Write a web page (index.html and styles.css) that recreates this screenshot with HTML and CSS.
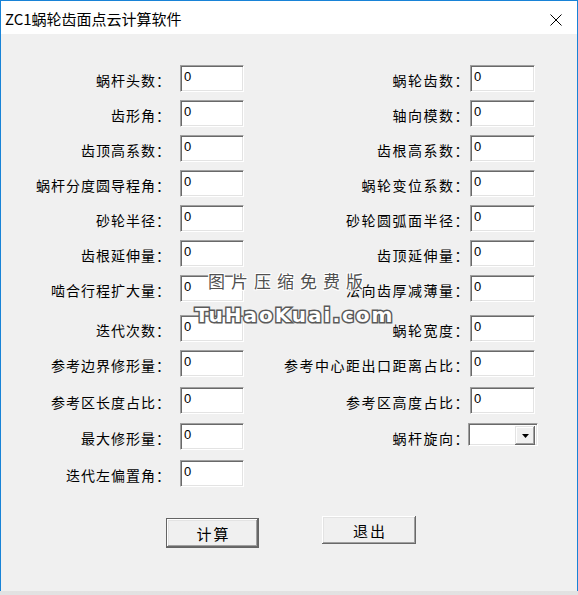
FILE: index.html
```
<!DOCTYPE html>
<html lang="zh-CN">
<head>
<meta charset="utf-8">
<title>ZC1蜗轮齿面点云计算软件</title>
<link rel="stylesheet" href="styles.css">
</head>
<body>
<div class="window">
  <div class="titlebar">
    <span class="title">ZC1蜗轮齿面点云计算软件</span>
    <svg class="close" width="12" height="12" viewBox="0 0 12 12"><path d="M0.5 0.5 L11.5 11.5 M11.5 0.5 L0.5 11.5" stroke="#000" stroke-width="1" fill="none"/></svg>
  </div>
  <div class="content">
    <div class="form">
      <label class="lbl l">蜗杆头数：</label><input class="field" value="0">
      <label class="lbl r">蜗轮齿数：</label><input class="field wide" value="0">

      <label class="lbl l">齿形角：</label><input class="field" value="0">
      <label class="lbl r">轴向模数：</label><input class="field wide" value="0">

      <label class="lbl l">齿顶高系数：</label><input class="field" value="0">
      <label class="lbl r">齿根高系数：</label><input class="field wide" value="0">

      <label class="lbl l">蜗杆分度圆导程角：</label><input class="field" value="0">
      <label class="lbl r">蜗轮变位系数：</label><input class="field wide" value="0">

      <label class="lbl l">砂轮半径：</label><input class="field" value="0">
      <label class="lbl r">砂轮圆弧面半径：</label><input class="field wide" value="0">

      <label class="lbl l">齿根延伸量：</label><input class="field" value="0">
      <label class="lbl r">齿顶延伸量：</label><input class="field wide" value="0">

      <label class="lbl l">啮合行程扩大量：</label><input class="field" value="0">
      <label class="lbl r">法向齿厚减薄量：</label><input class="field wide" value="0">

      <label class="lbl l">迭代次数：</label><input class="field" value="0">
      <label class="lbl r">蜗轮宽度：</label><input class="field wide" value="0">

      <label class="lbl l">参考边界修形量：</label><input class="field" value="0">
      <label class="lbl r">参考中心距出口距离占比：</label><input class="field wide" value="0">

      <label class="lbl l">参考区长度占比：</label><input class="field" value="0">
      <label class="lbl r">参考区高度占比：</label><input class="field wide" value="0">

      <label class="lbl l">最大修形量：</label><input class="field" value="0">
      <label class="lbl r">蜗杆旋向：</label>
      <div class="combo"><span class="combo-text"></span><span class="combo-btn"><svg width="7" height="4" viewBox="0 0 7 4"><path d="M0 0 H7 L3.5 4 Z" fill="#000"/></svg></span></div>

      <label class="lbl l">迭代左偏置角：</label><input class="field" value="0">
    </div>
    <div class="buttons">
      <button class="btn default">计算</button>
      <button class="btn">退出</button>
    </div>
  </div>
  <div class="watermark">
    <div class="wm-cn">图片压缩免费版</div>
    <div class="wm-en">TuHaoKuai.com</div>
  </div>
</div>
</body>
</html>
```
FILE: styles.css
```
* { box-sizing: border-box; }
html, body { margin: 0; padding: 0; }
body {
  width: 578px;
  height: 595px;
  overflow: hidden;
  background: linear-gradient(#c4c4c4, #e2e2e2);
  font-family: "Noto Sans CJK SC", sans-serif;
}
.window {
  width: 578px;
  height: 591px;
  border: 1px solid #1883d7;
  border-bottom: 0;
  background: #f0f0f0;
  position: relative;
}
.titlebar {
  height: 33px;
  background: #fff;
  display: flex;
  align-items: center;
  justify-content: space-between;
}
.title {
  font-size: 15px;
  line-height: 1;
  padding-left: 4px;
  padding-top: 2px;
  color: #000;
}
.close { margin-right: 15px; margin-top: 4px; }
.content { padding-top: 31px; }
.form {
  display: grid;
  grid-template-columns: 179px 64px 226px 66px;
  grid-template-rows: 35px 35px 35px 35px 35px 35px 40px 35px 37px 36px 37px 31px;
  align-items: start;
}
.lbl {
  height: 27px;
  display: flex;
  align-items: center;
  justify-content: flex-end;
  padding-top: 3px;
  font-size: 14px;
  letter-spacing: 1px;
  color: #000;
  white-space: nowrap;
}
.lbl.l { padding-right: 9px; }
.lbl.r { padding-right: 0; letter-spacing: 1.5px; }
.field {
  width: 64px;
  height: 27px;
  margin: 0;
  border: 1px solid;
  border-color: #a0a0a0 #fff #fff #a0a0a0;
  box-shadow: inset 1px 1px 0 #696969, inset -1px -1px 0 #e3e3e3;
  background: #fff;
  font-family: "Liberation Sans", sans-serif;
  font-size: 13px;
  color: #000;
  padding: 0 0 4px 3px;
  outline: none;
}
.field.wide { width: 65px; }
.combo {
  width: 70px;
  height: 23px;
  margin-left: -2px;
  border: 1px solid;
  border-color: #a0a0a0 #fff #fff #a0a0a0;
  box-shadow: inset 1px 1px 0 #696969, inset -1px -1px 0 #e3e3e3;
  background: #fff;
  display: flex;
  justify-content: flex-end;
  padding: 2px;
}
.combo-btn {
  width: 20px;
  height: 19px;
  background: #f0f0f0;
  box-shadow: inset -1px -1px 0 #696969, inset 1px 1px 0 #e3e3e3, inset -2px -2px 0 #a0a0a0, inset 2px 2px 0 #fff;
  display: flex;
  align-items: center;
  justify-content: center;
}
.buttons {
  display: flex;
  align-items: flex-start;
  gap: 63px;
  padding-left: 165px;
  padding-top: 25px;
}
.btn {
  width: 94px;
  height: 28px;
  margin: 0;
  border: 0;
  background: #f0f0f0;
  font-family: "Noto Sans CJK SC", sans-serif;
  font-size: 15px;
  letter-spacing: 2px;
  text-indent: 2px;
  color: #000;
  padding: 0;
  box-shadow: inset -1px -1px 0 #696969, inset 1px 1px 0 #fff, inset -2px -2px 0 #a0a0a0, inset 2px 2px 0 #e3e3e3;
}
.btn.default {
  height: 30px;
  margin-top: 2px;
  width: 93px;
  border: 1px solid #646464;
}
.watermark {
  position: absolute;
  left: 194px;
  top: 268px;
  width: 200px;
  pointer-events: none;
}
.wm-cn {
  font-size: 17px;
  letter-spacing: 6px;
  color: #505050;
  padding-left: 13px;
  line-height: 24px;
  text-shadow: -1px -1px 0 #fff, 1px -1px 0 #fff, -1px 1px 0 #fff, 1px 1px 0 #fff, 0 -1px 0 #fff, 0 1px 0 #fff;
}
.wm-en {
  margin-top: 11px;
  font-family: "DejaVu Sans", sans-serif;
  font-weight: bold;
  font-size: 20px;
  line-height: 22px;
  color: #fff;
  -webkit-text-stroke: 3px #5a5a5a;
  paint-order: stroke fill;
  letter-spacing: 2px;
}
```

----------

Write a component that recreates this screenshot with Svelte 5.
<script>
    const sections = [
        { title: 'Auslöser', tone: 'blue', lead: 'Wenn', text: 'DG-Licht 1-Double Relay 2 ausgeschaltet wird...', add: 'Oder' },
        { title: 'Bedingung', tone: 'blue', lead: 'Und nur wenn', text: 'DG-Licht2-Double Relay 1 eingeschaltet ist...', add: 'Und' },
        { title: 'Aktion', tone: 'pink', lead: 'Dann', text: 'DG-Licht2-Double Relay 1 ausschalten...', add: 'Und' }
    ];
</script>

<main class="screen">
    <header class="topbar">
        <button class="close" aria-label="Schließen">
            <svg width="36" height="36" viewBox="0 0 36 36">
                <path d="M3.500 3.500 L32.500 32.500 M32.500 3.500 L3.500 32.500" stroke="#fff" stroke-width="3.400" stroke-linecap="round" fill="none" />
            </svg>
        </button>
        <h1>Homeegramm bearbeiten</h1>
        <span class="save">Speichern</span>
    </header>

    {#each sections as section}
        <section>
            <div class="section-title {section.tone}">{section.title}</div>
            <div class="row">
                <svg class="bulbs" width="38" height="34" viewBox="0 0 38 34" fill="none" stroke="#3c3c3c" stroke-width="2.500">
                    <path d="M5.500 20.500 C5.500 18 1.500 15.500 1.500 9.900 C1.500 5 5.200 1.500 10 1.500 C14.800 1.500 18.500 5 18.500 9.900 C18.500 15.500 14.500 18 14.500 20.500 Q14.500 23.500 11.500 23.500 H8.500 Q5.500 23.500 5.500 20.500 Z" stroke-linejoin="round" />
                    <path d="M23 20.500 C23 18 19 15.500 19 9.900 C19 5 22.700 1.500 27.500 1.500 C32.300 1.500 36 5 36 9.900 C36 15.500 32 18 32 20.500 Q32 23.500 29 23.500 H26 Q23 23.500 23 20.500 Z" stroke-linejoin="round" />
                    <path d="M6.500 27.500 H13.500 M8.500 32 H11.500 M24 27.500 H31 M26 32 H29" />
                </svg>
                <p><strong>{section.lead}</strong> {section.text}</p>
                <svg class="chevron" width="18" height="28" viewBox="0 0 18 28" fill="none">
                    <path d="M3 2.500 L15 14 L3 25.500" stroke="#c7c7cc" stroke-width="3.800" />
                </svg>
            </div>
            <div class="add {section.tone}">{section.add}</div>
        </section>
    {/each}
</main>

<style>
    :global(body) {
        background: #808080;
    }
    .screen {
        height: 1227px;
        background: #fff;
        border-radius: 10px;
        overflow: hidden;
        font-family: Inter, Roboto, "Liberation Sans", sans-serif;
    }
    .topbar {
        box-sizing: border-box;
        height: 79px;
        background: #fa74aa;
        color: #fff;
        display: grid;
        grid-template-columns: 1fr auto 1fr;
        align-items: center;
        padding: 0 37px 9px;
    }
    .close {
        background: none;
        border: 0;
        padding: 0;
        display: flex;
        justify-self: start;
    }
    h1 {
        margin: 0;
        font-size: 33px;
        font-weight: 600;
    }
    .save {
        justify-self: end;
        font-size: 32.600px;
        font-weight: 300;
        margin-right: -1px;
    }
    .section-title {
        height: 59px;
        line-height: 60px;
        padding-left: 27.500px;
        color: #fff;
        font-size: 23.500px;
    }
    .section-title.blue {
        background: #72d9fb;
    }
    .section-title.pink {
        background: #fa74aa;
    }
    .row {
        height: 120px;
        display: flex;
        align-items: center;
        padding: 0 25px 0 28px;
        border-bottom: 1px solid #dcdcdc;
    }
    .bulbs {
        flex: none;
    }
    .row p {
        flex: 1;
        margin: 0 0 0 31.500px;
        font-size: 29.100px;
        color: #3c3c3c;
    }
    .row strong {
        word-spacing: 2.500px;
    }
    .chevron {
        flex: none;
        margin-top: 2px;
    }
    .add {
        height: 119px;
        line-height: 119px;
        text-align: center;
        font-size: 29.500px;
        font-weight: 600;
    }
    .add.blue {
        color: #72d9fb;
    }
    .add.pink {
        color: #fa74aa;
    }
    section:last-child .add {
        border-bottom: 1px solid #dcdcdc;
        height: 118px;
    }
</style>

----------

**SHORT PROBLEM:** Locate all lines in the listing above with the word "that" and copy them.

**ANSWER BELOW:**
Write a web page (index.html and styles.css) that recreates this screenshot with HTML and CSS.
Write a component that recreates this screenshot with Svelte 5.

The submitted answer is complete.